• EXERCISE GOAL
Will you repeat only the lines beginning at the one that mentions "Write the React, TypeScript" and ending at the one that mentions "import React from", both of them included, exactly?

(Dataset rows)

[BEGIN]

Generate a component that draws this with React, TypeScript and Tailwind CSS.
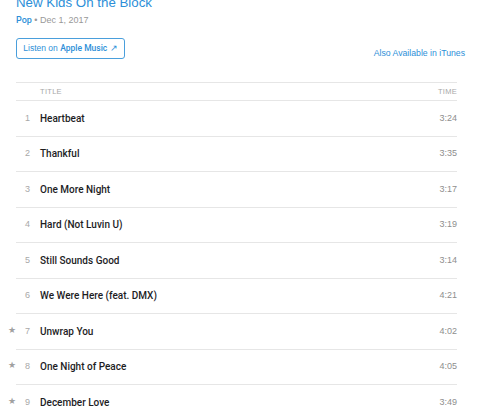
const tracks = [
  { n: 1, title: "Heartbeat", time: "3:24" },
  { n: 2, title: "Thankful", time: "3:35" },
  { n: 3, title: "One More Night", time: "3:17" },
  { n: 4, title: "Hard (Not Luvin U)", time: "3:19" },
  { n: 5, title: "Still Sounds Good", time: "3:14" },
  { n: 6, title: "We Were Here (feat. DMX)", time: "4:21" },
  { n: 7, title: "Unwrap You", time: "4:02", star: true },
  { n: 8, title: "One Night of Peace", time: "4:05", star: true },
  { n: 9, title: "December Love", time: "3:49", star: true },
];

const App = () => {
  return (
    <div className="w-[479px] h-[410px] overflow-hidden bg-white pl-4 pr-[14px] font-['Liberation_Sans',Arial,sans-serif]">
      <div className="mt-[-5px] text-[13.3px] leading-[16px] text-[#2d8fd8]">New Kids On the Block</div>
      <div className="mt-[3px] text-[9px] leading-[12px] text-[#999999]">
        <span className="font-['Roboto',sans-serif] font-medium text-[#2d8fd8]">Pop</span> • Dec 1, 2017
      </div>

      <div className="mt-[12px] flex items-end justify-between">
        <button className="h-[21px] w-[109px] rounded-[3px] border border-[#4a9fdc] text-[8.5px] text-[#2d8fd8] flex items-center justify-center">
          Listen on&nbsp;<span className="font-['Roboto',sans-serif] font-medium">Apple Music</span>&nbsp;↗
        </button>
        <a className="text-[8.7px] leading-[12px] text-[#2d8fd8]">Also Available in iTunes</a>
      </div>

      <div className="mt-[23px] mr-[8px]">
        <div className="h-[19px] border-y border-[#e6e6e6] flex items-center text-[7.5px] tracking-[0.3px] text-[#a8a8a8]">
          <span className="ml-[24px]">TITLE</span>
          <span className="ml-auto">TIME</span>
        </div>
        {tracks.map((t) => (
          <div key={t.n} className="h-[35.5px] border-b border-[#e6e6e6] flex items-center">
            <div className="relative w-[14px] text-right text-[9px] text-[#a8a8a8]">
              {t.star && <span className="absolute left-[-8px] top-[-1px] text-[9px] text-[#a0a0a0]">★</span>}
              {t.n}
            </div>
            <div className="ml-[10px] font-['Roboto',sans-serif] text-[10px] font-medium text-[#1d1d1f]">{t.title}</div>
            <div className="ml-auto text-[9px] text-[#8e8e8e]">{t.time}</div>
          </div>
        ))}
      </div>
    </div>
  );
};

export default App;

[END]
[BEGIN]

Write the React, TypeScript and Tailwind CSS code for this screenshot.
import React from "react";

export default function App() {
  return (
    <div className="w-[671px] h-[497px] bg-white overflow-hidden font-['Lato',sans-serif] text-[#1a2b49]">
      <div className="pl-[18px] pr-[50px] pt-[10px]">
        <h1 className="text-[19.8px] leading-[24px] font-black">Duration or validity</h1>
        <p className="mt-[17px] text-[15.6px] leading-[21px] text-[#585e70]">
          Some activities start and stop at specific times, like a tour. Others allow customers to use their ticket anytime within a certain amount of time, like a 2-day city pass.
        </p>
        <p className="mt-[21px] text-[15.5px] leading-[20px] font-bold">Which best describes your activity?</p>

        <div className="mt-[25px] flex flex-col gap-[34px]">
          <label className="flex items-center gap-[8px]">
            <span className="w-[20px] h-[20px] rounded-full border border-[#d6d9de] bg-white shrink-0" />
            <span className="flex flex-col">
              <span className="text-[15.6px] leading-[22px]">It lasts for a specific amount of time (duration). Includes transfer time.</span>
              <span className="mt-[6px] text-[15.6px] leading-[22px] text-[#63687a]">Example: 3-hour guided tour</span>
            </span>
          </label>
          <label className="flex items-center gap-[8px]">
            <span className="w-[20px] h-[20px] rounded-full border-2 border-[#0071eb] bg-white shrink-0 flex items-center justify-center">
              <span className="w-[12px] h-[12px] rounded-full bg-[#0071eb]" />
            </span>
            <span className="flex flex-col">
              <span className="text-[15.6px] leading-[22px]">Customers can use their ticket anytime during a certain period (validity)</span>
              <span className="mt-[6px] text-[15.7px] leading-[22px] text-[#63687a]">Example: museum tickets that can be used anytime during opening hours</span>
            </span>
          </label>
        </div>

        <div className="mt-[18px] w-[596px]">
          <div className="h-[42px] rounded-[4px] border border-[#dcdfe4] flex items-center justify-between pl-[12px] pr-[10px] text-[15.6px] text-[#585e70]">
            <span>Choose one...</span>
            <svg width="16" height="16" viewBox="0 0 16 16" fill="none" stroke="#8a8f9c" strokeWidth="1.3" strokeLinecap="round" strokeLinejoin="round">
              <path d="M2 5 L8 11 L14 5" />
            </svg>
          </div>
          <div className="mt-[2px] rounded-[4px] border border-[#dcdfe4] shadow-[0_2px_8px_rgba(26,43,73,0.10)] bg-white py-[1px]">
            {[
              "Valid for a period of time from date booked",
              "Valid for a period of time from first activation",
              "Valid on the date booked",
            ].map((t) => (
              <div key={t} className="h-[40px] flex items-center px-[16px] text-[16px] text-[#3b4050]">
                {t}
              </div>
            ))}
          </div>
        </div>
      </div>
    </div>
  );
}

[END]

• RESPONSE TO THE TASK
Write the React, TypeScript and Tailwind CSS code for this screenshot.
import React from "react";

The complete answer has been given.